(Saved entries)
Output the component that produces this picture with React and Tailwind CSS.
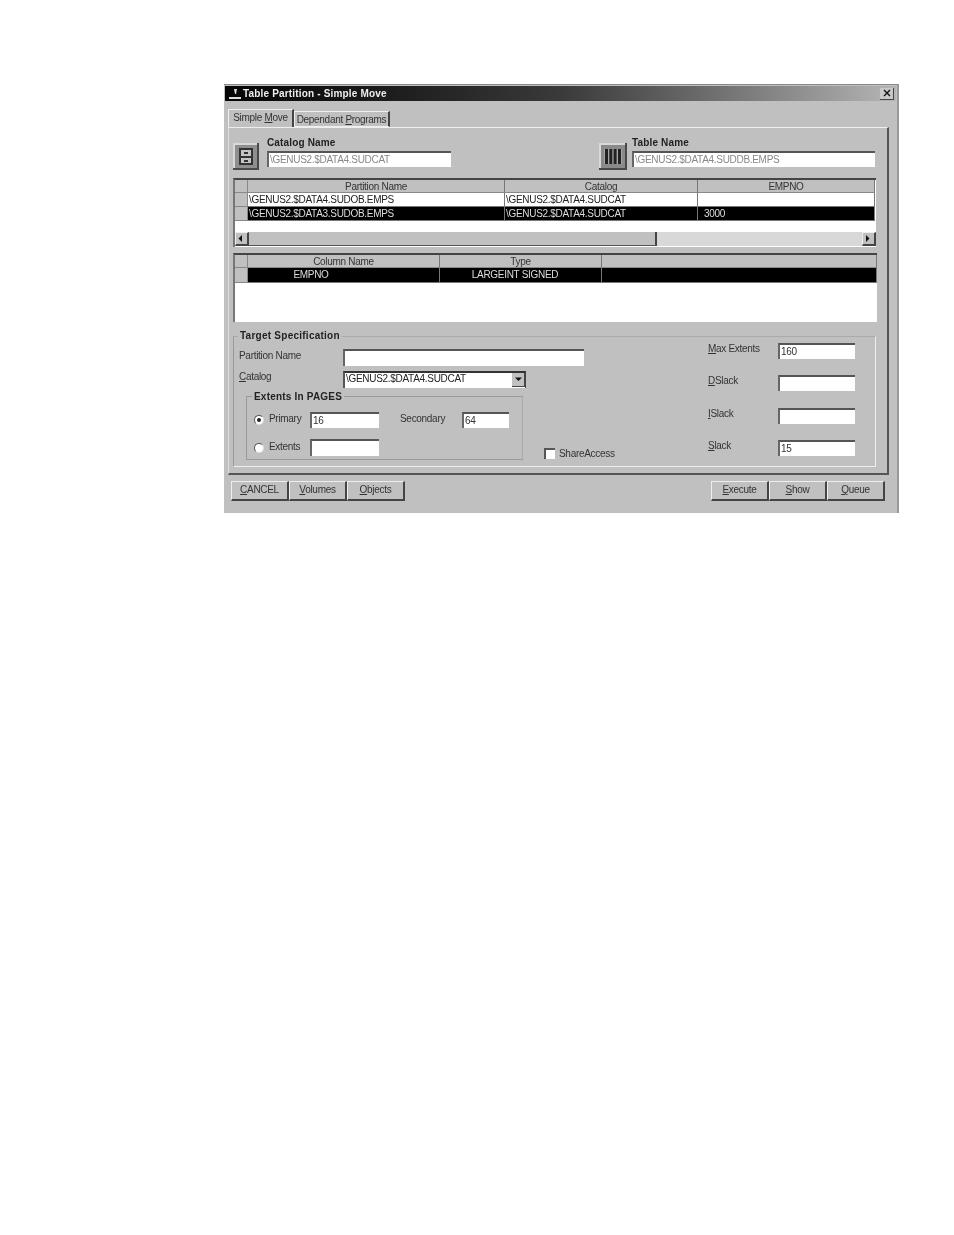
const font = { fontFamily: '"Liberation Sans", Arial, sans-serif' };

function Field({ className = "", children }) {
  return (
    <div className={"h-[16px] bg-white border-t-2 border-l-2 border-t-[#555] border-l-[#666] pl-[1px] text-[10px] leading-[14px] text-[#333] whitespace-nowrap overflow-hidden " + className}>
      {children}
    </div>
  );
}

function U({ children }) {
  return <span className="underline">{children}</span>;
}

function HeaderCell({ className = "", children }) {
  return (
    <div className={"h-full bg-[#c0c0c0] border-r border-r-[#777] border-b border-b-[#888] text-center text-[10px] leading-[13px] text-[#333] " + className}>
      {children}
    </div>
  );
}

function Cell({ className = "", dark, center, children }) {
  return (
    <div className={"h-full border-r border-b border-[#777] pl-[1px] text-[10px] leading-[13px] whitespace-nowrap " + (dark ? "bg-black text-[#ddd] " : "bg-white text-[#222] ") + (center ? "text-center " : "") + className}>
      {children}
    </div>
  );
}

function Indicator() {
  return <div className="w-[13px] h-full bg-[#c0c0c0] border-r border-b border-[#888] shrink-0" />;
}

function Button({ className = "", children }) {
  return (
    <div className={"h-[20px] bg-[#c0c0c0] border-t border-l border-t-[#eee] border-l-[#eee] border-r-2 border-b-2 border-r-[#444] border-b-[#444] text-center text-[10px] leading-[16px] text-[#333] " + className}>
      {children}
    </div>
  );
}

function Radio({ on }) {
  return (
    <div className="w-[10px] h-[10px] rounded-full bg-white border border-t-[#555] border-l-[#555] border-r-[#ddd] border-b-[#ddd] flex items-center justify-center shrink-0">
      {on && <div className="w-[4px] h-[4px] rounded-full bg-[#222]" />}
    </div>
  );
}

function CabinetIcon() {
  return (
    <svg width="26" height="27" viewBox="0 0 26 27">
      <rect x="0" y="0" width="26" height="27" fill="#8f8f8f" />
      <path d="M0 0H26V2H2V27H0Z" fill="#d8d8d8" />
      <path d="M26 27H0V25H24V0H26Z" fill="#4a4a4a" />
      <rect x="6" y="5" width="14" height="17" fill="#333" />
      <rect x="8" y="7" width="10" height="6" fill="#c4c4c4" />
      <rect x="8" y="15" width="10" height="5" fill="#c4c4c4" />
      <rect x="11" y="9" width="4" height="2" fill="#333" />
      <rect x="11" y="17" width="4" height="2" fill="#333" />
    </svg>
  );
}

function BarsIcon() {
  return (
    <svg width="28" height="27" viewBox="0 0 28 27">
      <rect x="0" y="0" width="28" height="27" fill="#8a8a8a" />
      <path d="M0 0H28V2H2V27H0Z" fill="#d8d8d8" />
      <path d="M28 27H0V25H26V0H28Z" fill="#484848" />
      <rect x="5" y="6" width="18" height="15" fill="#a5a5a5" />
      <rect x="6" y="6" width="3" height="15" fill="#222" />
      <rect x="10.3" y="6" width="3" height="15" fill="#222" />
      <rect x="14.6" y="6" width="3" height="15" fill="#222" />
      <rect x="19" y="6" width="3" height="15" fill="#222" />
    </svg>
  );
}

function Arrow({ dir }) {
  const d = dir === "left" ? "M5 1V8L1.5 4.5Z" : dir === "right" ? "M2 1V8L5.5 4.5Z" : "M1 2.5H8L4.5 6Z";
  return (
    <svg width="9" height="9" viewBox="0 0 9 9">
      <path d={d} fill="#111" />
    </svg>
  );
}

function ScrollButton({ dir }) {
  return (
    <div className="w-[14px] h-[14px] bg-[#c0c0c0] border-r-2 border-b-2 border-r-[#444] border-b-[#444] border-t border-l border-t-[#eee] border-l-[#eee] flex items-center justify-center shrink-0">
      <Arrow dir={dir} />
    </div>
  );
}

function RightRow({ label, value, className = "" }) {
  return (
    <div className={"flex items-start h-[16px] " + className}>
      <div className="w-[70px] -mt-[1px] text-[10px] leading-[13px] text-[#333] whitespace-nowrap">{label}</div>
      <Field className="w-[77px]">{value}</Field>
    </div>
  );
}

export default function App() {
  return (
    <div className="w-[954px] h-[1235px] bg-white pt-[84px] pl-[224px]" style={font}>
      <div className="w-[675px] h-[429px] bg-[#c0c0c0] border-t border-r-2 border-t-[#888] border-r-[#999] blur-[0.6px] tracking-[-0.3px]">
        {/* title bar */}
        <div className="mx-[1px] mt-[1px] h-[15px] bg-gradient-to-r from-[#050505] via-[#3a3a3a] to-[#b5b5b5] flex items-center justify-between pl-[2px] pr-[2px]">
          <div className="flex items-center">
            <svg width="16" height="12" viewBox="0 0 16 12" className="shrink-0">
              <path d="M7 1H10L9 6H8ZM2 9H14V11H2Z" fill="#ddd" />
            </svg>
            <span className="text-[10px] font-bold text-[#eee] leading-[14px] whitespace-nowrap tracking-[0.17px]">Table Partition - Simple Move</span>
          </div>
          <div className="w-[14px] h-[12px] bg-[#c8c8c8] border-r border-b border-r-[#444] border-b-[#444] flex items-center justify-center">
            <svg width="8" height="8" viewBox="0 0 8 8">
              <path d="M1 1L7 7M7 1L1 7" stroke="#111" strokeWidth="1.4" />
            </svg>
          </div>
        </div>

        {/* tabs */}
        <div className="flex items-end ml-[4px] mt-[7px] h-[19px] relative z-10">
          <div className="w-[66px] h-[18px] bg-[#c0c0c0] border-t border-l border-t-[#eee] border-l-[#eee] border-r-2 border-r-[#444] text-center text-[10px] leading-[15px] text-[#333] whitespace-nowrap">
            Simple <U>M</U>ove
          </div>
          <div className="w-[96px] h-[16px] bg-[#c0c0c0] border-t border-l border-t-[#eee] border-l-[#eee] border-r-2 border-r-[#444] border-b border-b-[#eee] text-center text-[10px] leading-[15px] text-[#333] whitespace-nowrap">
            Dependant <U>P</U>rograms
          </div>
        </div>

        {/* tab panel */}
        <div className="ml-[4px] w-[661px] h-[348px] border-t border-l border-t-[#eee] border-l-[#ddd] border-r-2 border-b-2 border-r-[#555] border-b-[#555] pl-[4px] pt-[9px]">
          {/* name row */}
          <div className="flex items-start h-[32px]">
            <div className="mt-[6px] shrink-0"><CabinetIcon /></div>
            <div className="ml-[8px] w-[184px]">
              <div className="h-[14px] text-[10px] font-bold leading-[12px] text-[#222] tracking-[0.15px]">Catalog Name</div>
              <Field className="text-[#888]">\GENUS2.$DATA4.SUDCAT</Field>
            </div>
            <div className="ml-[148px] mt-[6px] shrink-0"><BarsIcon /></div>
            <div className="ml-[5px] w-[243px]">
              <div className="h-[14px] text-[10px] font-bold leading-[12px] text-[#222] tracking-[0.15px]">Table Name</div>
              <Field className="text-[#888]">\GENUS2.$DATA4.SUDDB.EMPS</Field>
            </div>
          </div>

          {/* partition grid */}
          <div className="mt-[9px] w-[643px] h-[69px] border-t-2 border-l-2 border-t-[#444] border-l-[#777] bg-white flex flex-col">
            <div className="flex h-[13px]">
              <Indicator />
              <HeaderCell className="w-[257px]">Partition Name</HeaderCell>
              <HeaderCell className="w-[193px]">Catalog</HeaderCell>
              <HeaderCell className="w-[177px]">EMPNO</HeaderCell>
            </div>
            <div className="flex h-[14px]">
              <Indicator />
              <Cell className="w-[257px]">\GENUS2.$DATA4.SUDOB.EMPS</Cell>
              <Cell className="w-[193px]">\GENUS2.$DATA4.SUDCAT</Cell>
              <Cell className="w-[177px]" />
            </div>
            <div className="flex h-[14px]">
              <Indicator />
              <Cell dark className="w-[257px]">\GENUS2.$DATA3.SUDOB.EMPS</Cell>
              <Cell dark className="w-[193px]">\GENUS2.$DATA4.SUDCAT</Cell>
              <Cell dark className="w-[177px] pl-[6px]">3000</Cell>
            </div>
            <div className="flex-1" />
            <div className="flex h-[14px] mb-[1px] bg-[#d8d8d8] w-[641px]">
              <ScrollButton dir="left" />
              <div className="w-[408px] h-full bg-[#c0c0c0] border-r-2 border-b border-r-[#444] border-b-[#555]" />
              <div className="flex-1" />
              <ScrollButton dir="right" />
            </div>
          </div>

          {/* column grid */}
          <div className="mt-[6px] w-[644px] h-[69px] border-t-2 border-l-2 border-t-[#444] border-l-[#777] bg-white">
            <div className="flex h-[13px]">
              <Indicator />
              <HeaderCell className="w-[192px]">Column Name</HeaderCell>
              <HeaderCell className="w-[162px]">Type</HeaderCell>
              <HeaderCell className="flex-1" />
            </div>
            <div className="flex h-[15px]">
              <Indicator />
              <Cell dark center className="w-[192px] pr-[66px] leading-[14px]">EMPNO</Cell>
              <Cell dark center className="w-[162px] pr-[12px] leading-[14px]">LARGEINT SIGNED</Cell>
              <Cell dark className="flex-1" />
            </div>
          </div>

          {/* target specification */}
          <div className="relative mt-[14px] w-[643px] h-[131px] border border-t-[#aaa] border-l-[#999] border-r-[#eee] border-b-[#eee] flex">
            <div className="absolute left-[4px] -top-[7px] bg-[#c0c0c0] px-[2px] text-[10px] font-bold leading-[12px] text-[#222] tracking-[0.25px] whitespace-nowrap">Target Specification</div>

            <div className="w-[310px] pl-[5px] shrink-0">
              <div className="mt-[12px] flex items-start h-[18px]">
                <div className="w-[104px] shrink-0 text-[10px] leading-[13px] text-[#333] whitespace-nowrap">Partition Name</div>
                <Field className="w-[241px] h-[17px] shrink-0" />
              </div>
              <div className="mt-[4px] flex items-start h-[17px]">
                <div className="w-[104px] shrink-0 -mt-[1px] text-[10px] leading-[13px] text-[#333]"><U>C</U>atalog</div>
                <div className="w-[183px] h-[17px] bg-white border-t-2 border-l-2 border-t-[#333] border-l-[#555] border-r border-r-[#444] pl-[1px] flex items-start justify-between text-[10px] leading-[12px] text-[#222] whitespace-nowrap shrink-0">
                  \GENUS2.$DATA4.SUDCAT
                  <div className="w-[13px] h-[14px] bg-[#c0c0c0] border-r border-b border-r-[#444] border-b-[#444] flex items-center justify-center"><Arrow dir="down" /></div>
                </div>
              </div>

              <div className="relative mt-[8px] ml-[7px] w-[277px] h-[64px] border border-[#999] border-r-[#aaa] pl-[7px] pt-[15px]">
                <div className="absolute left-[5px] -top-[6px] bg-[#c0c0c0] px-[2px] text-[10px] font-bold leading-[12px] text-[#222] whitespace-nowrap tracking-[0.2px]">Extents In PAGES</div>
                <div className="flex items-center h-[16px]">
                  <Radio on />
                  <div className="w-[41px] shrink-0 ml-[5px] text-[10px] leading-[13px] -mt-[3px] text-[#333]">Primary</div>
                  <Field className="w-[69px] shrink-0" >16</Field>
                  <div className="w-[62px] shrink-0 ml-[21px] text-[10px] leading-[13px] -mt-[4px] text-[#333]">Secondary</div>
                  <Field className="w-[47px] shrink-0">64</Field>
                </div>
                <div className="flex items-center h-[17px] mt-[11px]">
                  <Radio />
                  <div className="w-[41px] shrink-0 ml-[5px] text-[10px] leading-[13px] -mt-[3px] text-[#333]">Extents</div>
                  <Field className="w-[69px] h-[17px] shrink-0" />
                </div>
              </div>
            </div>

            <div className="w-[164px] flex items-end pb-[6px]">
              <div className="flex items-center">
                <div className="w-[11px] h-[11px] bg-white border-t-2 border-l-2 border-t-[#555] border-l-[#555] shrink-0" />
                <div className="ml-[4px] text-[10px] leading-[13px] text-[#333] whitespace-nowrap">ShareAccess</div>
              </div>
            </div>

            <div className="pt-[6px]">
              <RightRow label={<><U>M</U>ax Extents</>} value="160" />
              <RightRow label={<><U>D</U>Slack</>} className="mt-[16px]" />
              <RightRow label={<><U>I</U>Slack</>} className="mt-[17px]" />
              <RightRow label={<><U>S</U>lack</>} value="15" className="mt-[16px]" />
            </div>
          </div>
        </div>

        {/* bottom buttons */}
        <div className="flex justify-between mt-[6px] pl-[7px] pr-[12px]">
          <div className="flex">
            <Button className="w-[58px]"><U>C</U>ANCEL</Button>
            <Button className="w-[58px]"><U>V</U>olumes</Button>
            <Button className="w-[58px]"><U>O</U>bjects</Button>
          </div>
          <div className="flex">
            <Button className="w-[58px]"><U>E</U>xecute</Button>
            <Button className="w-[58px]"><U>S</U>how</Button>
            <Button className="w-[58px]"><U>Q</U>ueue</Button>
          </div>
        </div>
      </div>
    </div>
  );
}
--
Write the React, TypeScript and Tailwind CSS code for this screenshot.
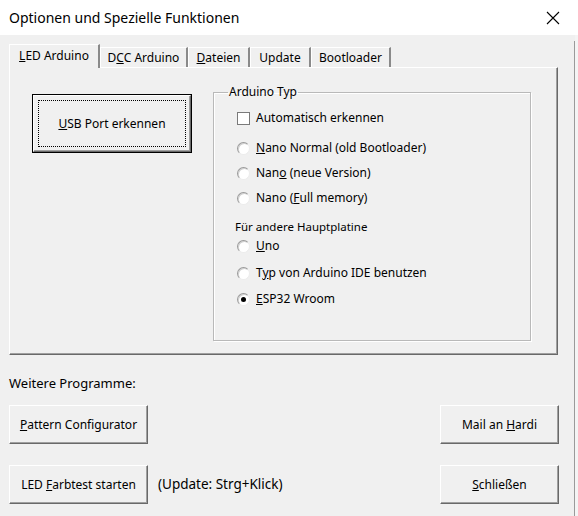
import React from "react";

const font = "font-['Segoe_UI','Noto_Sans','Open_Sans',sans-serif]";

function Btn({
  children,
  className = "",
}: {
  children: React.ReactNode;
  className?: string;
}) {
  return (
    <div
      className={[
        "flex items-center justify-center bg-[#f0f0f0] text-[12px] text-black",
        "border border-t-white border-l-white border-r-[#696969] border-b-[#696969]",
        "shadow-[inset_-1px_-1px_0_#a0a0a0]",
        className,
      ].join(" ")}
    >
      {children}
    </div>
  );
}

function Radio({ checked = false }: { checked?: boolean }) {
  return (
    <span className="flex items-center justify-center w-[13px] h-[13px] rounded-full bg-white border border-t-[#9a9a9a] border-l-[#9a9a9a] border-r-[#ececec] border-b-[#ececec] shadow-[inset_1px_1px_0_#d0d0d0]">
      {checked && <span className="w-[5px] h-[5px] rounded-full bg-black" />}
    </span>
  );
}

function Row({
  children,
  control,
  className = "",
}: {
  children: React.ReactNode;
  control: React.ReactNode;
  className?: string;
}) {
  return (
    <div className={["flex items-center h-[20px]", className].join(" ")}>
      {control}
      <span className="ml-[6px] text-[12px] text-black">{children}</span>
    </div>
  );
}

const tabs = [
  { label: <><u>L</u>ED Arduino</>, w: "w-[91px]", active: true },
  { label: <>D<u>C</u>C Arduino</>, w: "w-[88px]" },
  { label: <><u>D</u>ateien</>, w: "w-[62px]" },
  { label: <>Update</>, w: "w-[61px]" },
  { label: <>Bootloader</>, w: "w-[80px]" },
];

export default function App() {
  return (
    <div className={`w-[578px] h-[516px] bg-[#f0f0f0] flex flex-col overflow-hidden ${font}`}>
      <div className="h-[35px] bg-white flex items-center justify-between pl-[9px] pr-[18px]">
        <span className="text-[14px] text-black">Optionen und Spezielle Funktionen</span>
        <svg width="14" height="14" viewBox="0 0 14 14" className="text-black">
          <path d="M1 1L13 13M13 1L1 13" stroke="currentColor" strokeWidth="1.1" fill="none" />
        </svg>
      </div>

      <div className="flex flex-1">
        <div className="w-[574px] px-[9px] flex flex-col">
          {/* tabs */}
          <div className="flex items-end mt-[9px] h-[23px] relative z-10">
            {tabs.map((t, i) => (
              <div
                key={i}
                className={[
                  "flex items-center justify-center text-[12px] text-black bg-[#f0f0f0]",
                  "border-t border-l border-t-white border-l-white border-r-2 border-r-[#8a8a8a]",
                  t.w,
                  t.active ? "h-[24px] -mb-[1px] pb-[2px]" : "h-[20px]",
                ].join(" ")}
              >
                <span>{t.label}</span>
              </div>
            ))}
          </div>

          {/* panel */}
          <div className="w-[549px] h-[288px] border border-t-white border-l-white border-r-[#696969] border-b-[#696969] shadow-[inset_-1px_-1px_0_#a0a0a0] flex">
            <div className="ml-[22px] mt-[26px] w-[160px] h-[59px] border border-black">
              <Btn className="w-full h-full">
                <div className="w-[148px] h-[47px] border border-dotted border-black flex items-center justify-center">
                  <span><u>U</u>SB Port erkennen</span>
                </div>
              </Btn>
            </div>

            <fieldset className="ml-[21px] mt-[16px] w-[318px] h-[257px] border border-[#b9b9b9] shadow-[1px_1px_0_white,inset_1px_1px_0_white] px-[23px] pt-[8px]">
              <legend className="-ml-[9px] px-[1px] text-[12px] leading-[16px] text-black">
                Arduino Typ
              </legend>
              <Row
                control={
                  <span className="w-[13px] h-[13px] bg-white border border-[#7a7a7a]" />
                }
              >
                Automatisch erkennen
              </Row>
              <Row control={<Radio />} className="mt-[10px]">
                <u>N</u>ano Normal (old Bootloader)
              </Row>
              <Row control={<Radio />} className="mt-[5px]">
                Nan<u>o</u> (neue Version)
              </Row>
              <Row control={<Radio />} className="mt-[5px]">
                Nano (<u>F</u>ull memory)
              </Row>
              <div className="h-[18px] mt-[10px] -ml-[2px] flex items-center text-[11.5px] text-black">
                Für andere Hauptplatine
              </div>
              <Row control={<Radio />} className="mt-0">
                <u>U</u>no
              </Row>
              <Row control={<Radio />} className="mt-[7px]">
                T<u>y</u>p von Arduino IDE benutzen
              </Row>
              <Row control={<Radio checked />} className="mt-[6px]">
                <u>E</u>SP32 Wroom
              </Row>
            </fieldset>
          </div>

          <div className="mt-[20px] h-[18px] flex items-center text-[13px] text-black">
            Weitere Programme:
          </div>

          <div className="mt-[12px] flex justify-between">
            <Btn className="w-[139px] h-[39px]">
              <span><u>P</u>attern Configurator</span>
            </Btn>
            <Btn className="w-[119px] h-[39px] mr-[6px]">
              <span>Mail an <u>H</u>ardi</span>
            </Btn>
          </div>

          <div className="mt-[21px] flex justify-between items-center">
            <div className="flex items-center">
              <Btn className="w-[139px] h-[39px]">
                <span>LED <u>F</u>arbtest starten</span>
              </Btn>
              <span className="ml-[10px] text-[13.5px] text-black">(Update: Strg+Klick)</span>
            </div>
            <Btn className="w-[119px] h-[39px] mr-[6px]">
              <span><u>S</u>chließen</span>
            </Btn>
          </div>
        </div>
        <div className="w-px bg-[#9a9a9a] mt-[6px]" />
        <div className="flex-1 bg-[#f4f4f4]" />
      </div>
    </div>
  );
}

▸ **What is being asked**:
Count how many lines above include the word "React" and answer with that figure only.

▸ **Task answer**:
6